First, diagnostics differentiates down to the genetic level to which type of cancer the disease can be assigned. However, in most cases one of the three major therapeutic measures is still used:
chemotherapy, surgery and radiation. It is often not possible to respond specifically to the cause of the cancer because the appropriate therapeutic agents are missing. The development and research of new drugs still takes a long time.


 Over 10 years ago, Drs. Nicole and Sebastian Bäumer began researching RNA interference as a therapeutic principle against cancer in the laboratory of Prof. Wolfgang Berdel's clinic.

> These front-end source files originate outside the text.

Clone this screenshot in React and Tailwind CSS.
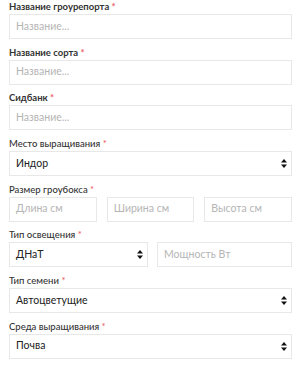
import React from "react";

const font = { fontFamily: "Lato, 'Open Sans', sans-serif" };

function Label({ children, bold }) {
  return (
    <div
      className={
        "text-[9.5px] leading-[14px] text-[#333333] whitespace-nowrap " +
        (bold ? "font-bold" : "font-medium")
      }
    >
      {children} <span className="text-[#ec5a64]">*</span>
    </div>
  );
}

function Arrows() {
  return (
    <svg width="6" height="9" viewBox="0 0 6 9" className="shrink-0">
      <path d="M3 0 L6 3.5 L0 3.5 Z" fill="#111" />
      <path d="M3 9 L6 5.5 L0 5.5 Z" fill="#111" />
    </svg>
  );
}

function Input({ placeholder, className = "" }) {
  return (
    <div
      className={
        "h-[25px] border border-[#e8e8e8] bg-white flex items-center pl-[6px] text-[10.5px] text-[#b5b5b5] " +
        className
      }
    >
      {placeholder}
    </div>
  );
}

function Select({ value, className = "" }) {
  return (
    <div
      className={
        "h-[25px] border border-[#e8e8e8] bg-white flex items-center justify-between pl-[6px] pr-[4px] text-[10.5px] text-[#222222] " +
        className
      }
    >
      <span>{value}</span>
      <Arrows />
    </div>
  );
}

function Field({ label, bold, children }) {
  return (
    <div className="flex flex-col">
      <Label bold={bold}>{label}</Label>
      {children}
    </div>
  );
}

export default function App() {
  return (
    <div className="w-[300px] h-[367px] bg-white pl-[9px] pr-[8px] flex flex-col gap-[6.7px] overflow-hidden" style={font}>
      <Field label="Название гроурепорта" bold>
        <Input placeholder="Название..." />
      </Field>
      <Field label="Название сорта" bold>
        <Input placeholder="Название..." />
      </Field>
      <Field label="Сидбанк" bold>
        <Input placeholder="Название..." />
      </Field>
      <Field label="Место выращивания">
        <Select value="Индор" />
      </Field>
      <Field label="Размер гроубокса">
        <div className="flex gap-[10px]">
          <Input placeholder="Длина см" className="flex-1" />
          <Input placeholder="Ширина см" className="flex-1" />
          <Input placeholder="Высота см" className="flex-1" />
        </div>
      </Field>
      <Field label="Тип освещения">
        <div className="flex gap-[9px]">
          <Select value="ДНаТ" className="flex-1" />
          <Input placeholder="Мощность Вт" className="flex-1" />
        </div>
      </Field>
      <Field label="Тип семени">
        <Select value="Автоцветущие" />
      </Field>
      <Field label="Среда выращивания">
        <Select value="Почва" />
      </Field>
    </div>
  );
}
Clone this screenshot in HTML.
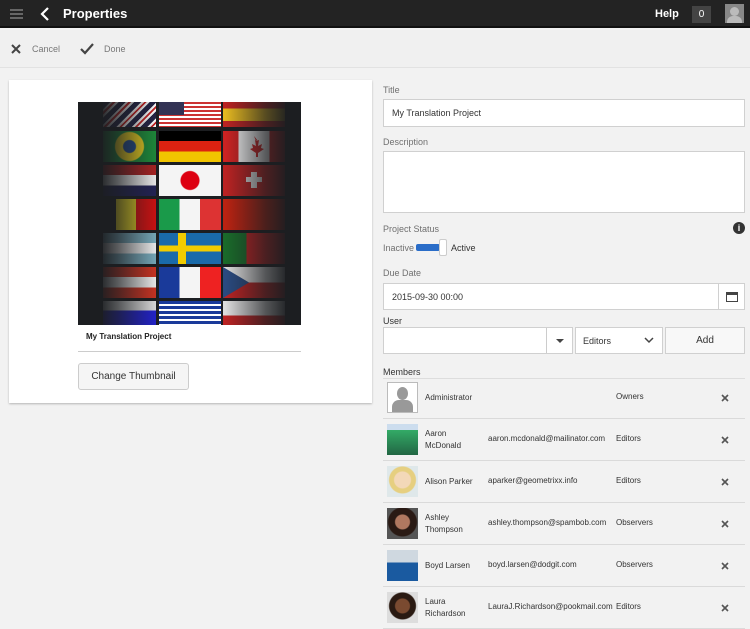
<!DOCTYPE html>
<html><head><meta charset="utf-8"><style>
*{box-sizing:border-box;margin:0;padding:0}
body{width:750px;height:625px;overflow:hidden;background:#f2f2f2;font-family:"Liberation Sans",sans-serif;font-size:9px;color:#333;position:relative}
.abs{position:absolute}
.top{left:0;top:0;width:750px;height:28px;background:#232323;border-bottom:2px solid #111}
.tool{left:0;top:30px;width:750px;height:38px;background:#f0f0f0;border-bottom:1px solid #e2e2e2}
.card{left:9px;top:80px;width:363px;height:323px;background:#fff;box-shadow:0 1px 2px rgba(0,0,0,.25)}
.lbl{color:#707070;font-size:9px}
.inp{background:#fff;border:1px solid #d0d0d0}
.f{position:absolute}
.row{position:absolute;left:383px;width:362px;height:42px;border-bottom:1px solid #dadada}
.row .av{position:absolute;left:4px;top:5px;width:31px;height:31px}
.row .n{position:absolute;left:42px;top:0;height:41px;display:flex;align-items:center;font-size:8px;line-height:12px;width:60px}
.row .e{position:absolute;left:105px;top:15px;font-size:8px}
.row .r{position:absolute;left:233px;top:15px;font-size:8px}
.row .x{position:absolute;left:338px;top:17px}
</style></head><body>
<div class="abs top">
 <div class="abs" style="left:10px;top:9px;width:13px;height:2px;background:#666;box-shadow:0 4px 0 #666,0 8px 0 #666"></div>
 <svg class="abs" style="left:40px;top:7px" width="10" height="14"><path d="M8 1L2 7l6 6" stroke="#fff" stroke-width="2.2" fill="none"/></svg>
 <div class="abs" style="left:63px;top:6px;color:#fff;font-size:13px;font-weight:bold">Properties</div>
 <div class="abs" style="left:655px;top:8px;color:#fff;font-size:11px;font-weight:bold">Help</div>
 <div class="abs" style="left:692px;top:6px;width:19px;height:17px;background:#444;color:#fff;font-size:10px;text-align:center;line-height:17px">0</div>
 <div class="abs" style="left:725px;top:4px;width:19px;height:19px;background:#888"><div class="abs" style="left:5px;top:3px;width:9px;height:9px;border-radius:50%;background:#bbb"></div><div class="abs" style="left:2px;top:12px;width:15px;height:7px;border-radius:6px 6px 0 0;background:#bbb"></div></div>
</div>
<div class="abs tool">
 <svg class="abs" style="left:11px;top:14px" width="10" height="10"><path d="M1 1l8 8M9 1l-8 8" stroke="#444" stroke-width="2"/></svg>
 <div class="abs" style="left:32px;top:14px;color:#777">Cancel</div>
 <svg class="abs" style="left:80px;top:13px" width="14" height="12"><path d="M1 6l4 4 8-9" stroke="#444" stroke-width="2.2" fill="none"/></svg>
 <div class="abs" style="left:104px;top:14px;color:#777">Done</div>
</div>
<div class="abs card"></div>
<div class="abs" style="left:78px;top:102px;width:223px;height:223px;background:#1c1e21;overflow:hidden">
 <div class="f" style="left:25px;top:0;width:53px;height:25px;background:repeating-linear-gradient(135deg,#224 0 5px,#fff 5px 7px,#c22 7px 9px,#fff 9px 11px)"></div>
 <div class="f" style="left:81px;top:0;width:62px;height:25px;background:repeating-linear-gradient(#c33 0 2px,#fff 2px 4px)"></div>
 <div class="f" style="left:81px;top:0;width:25px;height:13px;background:#335"></div>
 <div class="f" style="left:145px;top:0;width:62px;height:25px;background:linear-gradient(#b22 0 25%,#e5b820 25% 75%,#b22 75%)"></div>
 <div class="f" style="left:25px;top:29px;width:53px;height:31px;background:radial-gradient(circle,#224a8a 0 6px,#e5cc20 7px 14px,#1d8a3a 15px)"></div>
 <div class="f" style="left:81px;top:29px;width:62px;height:31px;background:linear-gradient(#000 0 33%,#d21 33% 66%,#f1c400 66%)"></div>
 <div class="f" style="left:145px;top:29px;width:62px;height:31px;background:linear-gradient(90deg,#c22 0 25%,#eee 25% 75%,#c22 75%)"></div>
 <svg class="f" style="left:166px;top:33px" width="20" height="24"><path d="M10 1l2 5 3-1-1 6 4-2-1 4 3 1-6 4v4h-2v-4l-6-4 3-1-1-4 4 2-1-6 3 1z" fill="#c22"/></svg>
 <div class="f" style="left:25px;top:63px;width:53px;height:31px;background:linear-gradient(#a22 0 33%,#eee 33% 66%,#225 66%)"></div>
 <div class="f" style="left:81px;top:63px;width:62px;height:31px;background:radial-gradient(circle,#d01 0 9px,#f4f4f4 10px)"></div>
 <div class="f" style="left:145px;top:63px;width:62px;height:31px;background:#b22"></div>
 <div class="f" style="left:168px;top:75px;width:16px;height:5px;background:#ddd"></div><div class="f" style="left:173px;top:70px;width:6px;height:16px;background:#ddd"></div>
 <div class="f" style="left:38px;top:97px;width:40px;height:31px;background:linear-gradient(90deg,#dc2 0 50%,#c11 50%)"></div>
 <div class="f" style="left:81px;top:97px;width:62px;height:31px;background:linear-gradient(90deg,#1a9a4a 0 33%,#f4f4f4 33% 66%,#d33 66%)"></div>
 <div class="f" style="left:145px;top:97px;width:62px;height:31px;background:#b21"></div>
 <div class="f" style="left:25px;top:131px;width:53px;height:31px;background:linear-gradient(#7ab 0 33%,#eee 33% 66%,#7ab 66%)"></div>
 <div class="f" style="left:81px;top:131px;width:62px;height:31px;background:linear-gradient(#1a6aaa 0 40%,#f2cc00 40% 60%,#1a6aaa 60%)"></div>
 <div class="f" style="left:100px;top:131px;width:8px;height:31px;background:#f2cc00"></div>
 <div class="f" style="left:145px;top:131px;width:62px;height:31px;background:linear-gradient(90deg,#1a6a2a 0 38%,#b22 38%)"></div>
 <div class="f" style="left:25px;top:165px;width:53px;height:31px;background:linear-gradient(#c32 0 33%,#eee 33% 66%,#c32 66%)"></div>
 <div class="f" style="left:81px;top:165px;width:62px;height:31px;background:linear-gradient(90deg,#1a3a9a 0 33%,#f4f4f4 33% 66%,#e22 66%)"></div>
 <div class="f" style="left:145px;top:165px;width:62px;height:31px;background:linear-gradient(#ddd 0 50%,#b22 50%)"></div>
 <svg class="f" style="left:145px;top:165px" width="30" height="31"><path d="M0 0L26 15.5 0 31z" fill="#2a4a80"/></svg>
 <div class="f" style="left:25px;top:199px;width:53px;height:24px;background:linear-gradient(#ddd 0 40%,#22c 40%)"></div>
 <div class="f" style="left:81px;top:199px;width:62px;height:24px;background:repeating-linear-gradient(#1a3a9a 0 3px,#fff 3px 5px)"></div>
 <div class="f" style="left:145px;top:199px;width:62px;height:24px;background:linear-gradient(#ddd 0 60%,#b22 60%)"></div>
 <div class="f" style="left:0;top:0;width:223px;height:223px;background:linear-gradient(90deg,#1c1e21 0,#1c1e21 9%,rgba(28,30,33,.7) 18%,rgba(28,30,33,0) 36%,rgba(28,30,33,0) 66%,rgba(28,30,33,.7) 84%,#1c1e21 95%)"></div>
</div>
<div class="abs" style="left:78px;top:325px;width:223px;height:27px;background:#fff;border-bottom:1px solid #ccc;font-weight:bold;font-size:8px;padding:7px 8px;color:#222">My Translation Project</div>
<div class="abs" style="left:78px;top:363px;width:111px;height:27px;background:#f5f5f5;border:1px solid #ccc;border-radius:3px;text-align:center;line-height:25px;font-size:10px;color:#333">Change Thumbnail</div>

<div class="abs lbl" style="left:383px;top:85px">Title</div>
<div class="abs inp" style="left:383px;top:99px;width:362px;height:28px;padding:8px;font-size:9px">My Translation Project</div>
<div class="abs lbl" style="left:383px;top:137px">Description</div>
<div class="abs inp" style="left:383px;top:151px;width:362px;height:62px"></div>
<div class="abs lbl" style="left:383px;top:224px">Project Status</div>
<div class="abs" style="left:733px;top:222px;width:12px;height:12px;border-radius:50%;background:#333;color:#fff;font-size:9px;text-align:center;line-height:12px;font-weight:bold">i</div>
<div class="abs lbl" style="left:383px;top:243px">Inactive</div>
<div class="abs" style="left:416px;top:244px;width:24px;height:7px;background:#2a6dc8;border-radius:2px"></div>
<div class="abs" style="left:439px;top:239px;width:8px;height:17px;background:#fff;border:1px solid #ccc;border-radius:2px"></div>
<div class="abs" style="left:451px;top:243px;font-size:9px">Active</div>
<div class="abs lbl" style="left:383px;top:268px">Due Date</div>
<div class="abs inp" style="left:383px;top:283px;width:336px;height:27px;padding:8px;font-size:9px">2015-09-30 00:00</div>
<div class="abs inp" style="left:718px;top:283px;width:27px;height:27px"><div class="abs" style="left:7px;top:8px;width:12px;height:10px;border:1.5px solid #444;border-top-width:3px"></div></div>
<div class="abs" style="left:383px;top:316px;font-size:9px">User</div>
<div class="abs inp" style="left:383px;top:327px;width:190px;height:27px"></div>
<div class="abs" style="left:546px;top:328px;width:1px;height:25px;background:#ccc"></div>
<div class="abs" style="left:556px;top:339px;border:4px solid transparent;border-top:4px solid #444"></div>
<div class="abs inp" style="left:575px;top:327px;width:88px;height:27px;padding:8px 7px;font-size:9px">Editors</div>
<svg class="abs" style="left:644px;top:337px" width="10" height="7"><path d="M1 1l4 4 4-4" stroke="#444" stroke-width="1.5" fill="none"/></svg>
<div class="abs inp" style="left:665px;top:327px;width:80px;height:27px;text-align:center;line-height:25px;font-size:10px;background:#f8f8f8">Add</div>
<div class="abs" style="left:383px;top:367px;font-size:9px">Members</div>
<div class="abs" style="left:383px;top:378px;width:362px;height:1px;background:#ddd"></div>

<div class="row" style="top:377px"><div class="av" style="background:#fff;border:1px solid #bbb"><div class="abs" style="left:9px;top:4px;width:11px;height:13px;border-radius:50%;background:#999"></div><div class="abs" style="left:4px;top:17px;width:21px;height:12px;border-radius:7px 7px 0 0;background:#999"></div></div><div class="n">Administrator</div><div class="r">Owners</div><svg class="x" width="8" height="8"><path d="M1 1l6 6M7 1l-6 6" stroke="#555" stroke-width="1.6"/></svg></div>
<div class="row" style="top:419px"><div class="av" style="background:linear-gradient(#cde 0 20%,#3a6 20%,#264 100%)"></div><div class="n">Aaron<br>McDonald</div><div class="e">aaron.mcdonald@mailinator.com</div><div class="r">Editors</div><svg class="x" width="8" height="8"><path d="M1 1l6 6M7 1l-6 6" stroke="#555" stroke-width="1.6"/></svg></div>
<div class="row" style="top:461px"><div class="av" style="background:radial-gradient(circle at 50% 45%,#f3d8b8 0 8px,#e6cf80 9px 13px,#dfe8ea 14px)"></div><div class="n">Alison Parker</div><div class="e">aparker@geometrixx.info</div><div class="r">Editors</div><svg class="x" width="8" height="8"><path d="M1 1l6 6M7 1l-6 6" stroke="#555" stroke-width="1.6"/></svg></div>
<div class="row" style="top:503px"><div class="av" style="background:radial-gradient(circle at 50% 45%,#b07860 0 7px,#2a1a14 8px 14px,#555 15px)"></div><div class="n">Ashley<br>Thompson</div><div class="e">ashley.thompson@spambob.com</div><div class="r">Observers</div><svg class="x" width="8" height="8"><path d="M1 1l6 6M7 1l-6 6" stroke="#555" stroke-width="1.6"/></svg></div>
<div class="row" style="top:545px"><div class="av" style="background:linear-gradient(#cfd8e0 0 40%,#1a5aa0 40%)"></div><div class="n">Boyd Larsen</div><div class="e">boyd.larsen@dodgit.com</div><div class="r">Observers</div><svg class="x" width="8" height="8"><path d="M1 1l6 6M7 1l-6 6" stroke="#555" stroke-width="1.6"/></svg></div>
<div class="row" style="top:587px"><div class="av" style="background:radial-gradient(circle at 50% 45%,#7a4a30 0 7px,#2a1a12 8px 13px,#ddd 14px)"></div><div class="n">Laura<br>Richardson</div><div class="e">LauraJ.Richardson@pookmail.com</div><div class="r">Editors</div><svg class="x" width="8" height="8"><path d="M1 1l6 6M7 1l-6 6" stroke="#555" stroke-width="1.6"/></svg></div>
</body></html>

RNA interference uses a natural mechanism that every single cell harbors to destroy the mRNA of any factor in the cell. Then, for example, a cancer-driving protein can no longer be formed from this mRNA and the cancer cell dies. This process was considered so important that Andrew Fire and Craig Mello were awarded the Nobel Prize in Medicine in 2006 for the discovery of this mechanism. But so far, there are only a handful of approved drugs that use RNA interference as their active principle.

Why is that?

This method has its pitfalls: The inhibitory so-called small inhibitory RNA or siRNA is quickly degraded in the blood. And even if it gets to the intented cancer cell, this cell does not voluntarily take up siRNA, it is left out.
These problems are solved with our proprietary technology, the ELART platform: The natural protein protamine electrostatically binds the siRNA and thus protects it from degradation. An antibody that recognizes a surface molecule on the cancer cell is also coupled with protamine and the mixture of protamine, siRNA and antibody-protamine voluntarily forms a spherical nanocarrier that safely transports the siRNA to the cancer cell:

Asset BBB-001 Leukemia


Asset BBB-002 Ewing Sarcoma

Asset BBB-003 solid tumors

Our research

Until now, the therapeutic use of RNAi has always been compromised by the missing delivery of the active substance siRNA to the target cell. For this purpose, we have developed a principle of tumor cell-specific application of siRNAs using target cell-specific surface receptor antibodies. The siRNAs are directed against highly specific oncogenes, and a combination of different siRNAs is also applicable. Here, the use of an oncogene-specific siRNA and the choice of a tumor-specific surface receptor offers a double level of specificity and focuses the siRNA treatment on the tumor cells. The universal carrier protamine has been known from clinical use for decades and can be used in all applications.